The solution fits easily within limits since even $10^4$ test cases only require simple arithmetic operations.

Test Cases

import sys, io, math

def run(inp: str) -> str:
    sys.stdin = io.StringIO(inp)
    import sys
    input = sys.stdin.readline

    t = int(input())
    res = []
    for _ in range(t):
        a, b, k = map(int, input().split())
        if max(a, b) <= k:
            res.append("1")
            continue
        g = math.gcd(a, b)
        if a // g <= k and b // g <= k:
            res.append("1")
        else:
            res.append("2")
    return "\n".join(res)

# provided samples
assert run("""4
3 5 15
2 3 1
12 18 8
9 7 5
""") == """1
2
1
2"""

# custom: already reachable in one move
assert run("""1
10 10 10
""") == "1"

# custom: needs two directions
assert run("""1
10 1 2
""") == "2"

# custom: large gcd-based reducible case
assert run("""1
100 150 50
""") == "1"

# custom: tight boundary
assert run("""1
1 2 1
""") == "2"

Test input	Expected output	What it validates
(3,5,15)	1	direct move case
(10,1,2)	2	impossible single vector
(100,150,50)	1	gcd-scaled valid direction
(1,2,1)	2	boundary failure case

Edge Cases

One edge case occurs when one coordinate is much larger than $k$, but the other is small.

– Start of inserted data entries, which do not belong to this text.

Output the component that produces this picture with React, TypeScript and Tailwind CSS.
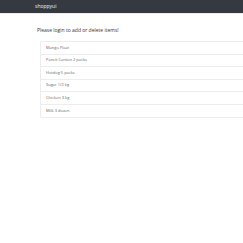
const items = [
  "Mango Float",
  "Pancit Canton 2 packs",
  "Hotdog 5 packs",
  "Sugar 1/2 kg",
  "Chicken 3 kg",
  "Milk 3 dozen",
];

export default function App() {
  return (
    <div className="min-h-[243px] w-[243px] overflow-hidden bg-white font-['Open_Sans',sans-serif] text-[#212529]">
      <nav className="flex h-[14px] items-center border-b border-[#ececec] bg-[#343a40] pl-[35px]">
        <span className="text-[5px] leading-none text-[#f2f2f2]">shoppyui</span>
      </nav>

      <div className="pl-[37px]">
        <p className="mt-[13px] text-[5px] leading-[7px] text-[#333]">
          Please login to add or delete items!
        </p>

        <ul className="ml-[3px] mt-[7px] w-[260px] rounded-[1px] border border-[#ededed]">
          {items.map((item, i) => (
            <li
              key={item}
              className={`flex h-[12.5px] items-center pl-[5px] text-[4px] leading-none text-[#666] ${
                i < items.length - 1 ? "border-b border-[#ededed]" : ""
              }`}
            >
              {item}
            </li>
          ))}
        </ul>
      </div>
    </div>
  );
}
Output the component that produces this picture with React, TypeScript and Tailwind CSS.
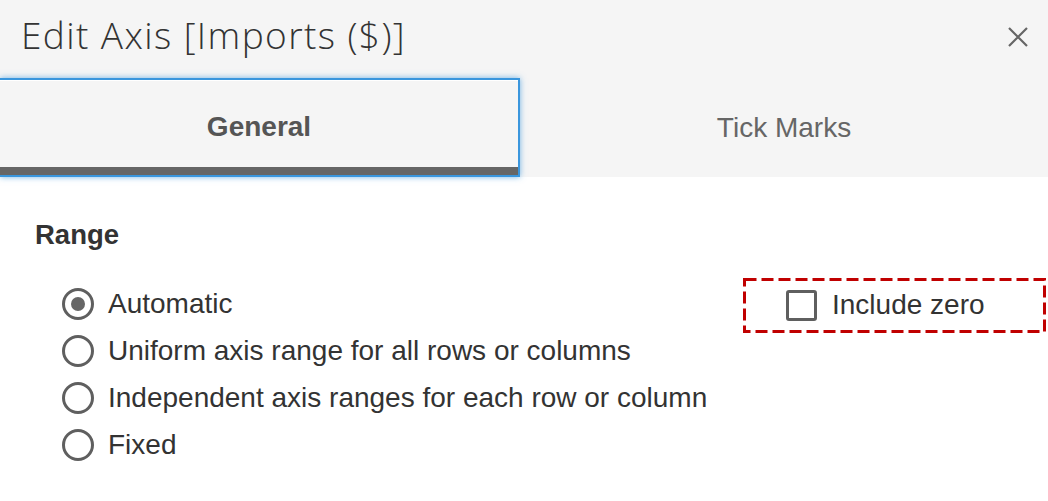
import React from 'react'

const options = [
  'Automatic',
  'Uniform axis range for all rows or columns',
  'Independent axis ranges for each row or column',
  'Fixed',
]

const Radio: React.FC<{ checked?: boolean }> = ({ checked }) => (
  <span className="flex h-[32px] w-[32px] shrink-0 items-center justify-center rounded-full border-[3px] border-[#5f5f5f]">
    {checked && <span className="h-[14px] w-[14px] rounded-full bg-[#666]" />}
  </span>
)

export default function App() {
  return (
    <div className="h-[501px] w-[1048px] overflow-hidden bg-white font-['Liberation_Sans',Arial,sans-serif] text-[#333]">
      {/* Title bar */}
      <header className="flex h-[78px] items-center justify-between bg-[#f5f5f5] pl-[21px] pr-[18px]">
        <h1 className="font-['Open_Sans',sans-serif] text-[37px] font-light leading-none tracking-[1.4px] text-[#333] -mt-[10px]">
          Edit Axis [Imports ($)]
        </h1>
        <svg width="24" height="24" viewBox="0 0 24 24" className="-mt-[5px]" aria-label="Close">
          <path d="M3 3 L21 21 M21 3 L3 21" stroke="#666" strokeWidth="2.2" fill="none" />
        </svg>
      </header>

      {/* Tabs */}
      <div className="flex h-[99px] bg-[#f5f5f5]">
        <div className="flex w-[520px] flex-col border-[2px] border-l-0 border-[#3a96dd] bg-[#f5f5f5] shadow-[0_0_6px_rgba(58,150,221,0.7)]">
          <div className="flex flex-1 items-center justify-center border-t border-white pt-[5px] text-[28px] font-bold text-[#555]">
            General
          </div>
          <div className="h-[8px] bg-[#666]" />
        </div>
        <div className="flex flex-1 items-center justify-center text-[28px] text-[#666]">
          Tick Marks
        </div>
      </div>

      {/* Content */}
      <div className="pt-[40px]">
        <h2 className="pl-[35px] text-[27.5px] font-bold leading-[36px]">Range</h2>
        <div className="mt-[27px] flex items-start pl-[62px]">
          <div className="flex flex-col">
            {options.map((o, i) => (
              <label key={o} className="flex h-[47px] items-center gap-[14px] text-[28px] leading-none">
                <Radio checked={i === 0} />
                <span>{o}</span>
              </label>
            ))}
          </div>
          <div className="relative ml-auto mr-[2px] -mt-[2px] flex h-[55px] w-[303px] items-center pl-[43px]">
            <svg className="absolute inset-0" width="303" height="55">
              <rect x="1.5" y="1.5" width="300" height="52" fill="none" stroke="#c00000" strokeWidth="3" strokeDasharray="12 5" />
            </svg>
            <span className="h-[31px] w-[31px] shrink-0 rounded-[3px] border-[3px] border-[#5f5f5f]" />
            <span className="ml-[15px] -mt-[2px] text-[28px] leading-none">Include zero</span>
          </div>
        </div>
      </div>
    </div>
  )
}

For example, $(a,b,k) = (100,1,50)$. The direct check fails because $100 > 50$. The gcd is $1$, so the primitive direction is $(100,1)$, which also exceeds $k$. The algorithm correctly outputs 2, since no single bounded direction can reproduce such an imbalanced slope.

Another case is when both coordinates are equal and small enough, such as $(5,5,10)$. Here the direct condition succeeds immediately, and the answer is 1. The gcd path also confirms it since the primitive direction is $(1,1)$, which lies within bounds, reinforcing that repeated diagonal moves are sufficient.

A final subtle case is when $(a,b)$ share a large gcd but the reduced direction still violates the bound, such as $(30,45,10)$. The primitive is $(2,3)$, which fits within the limit, so only one vector is needed. This shows that scaling down is the correct way to detect feasibility, not the raw coordinates.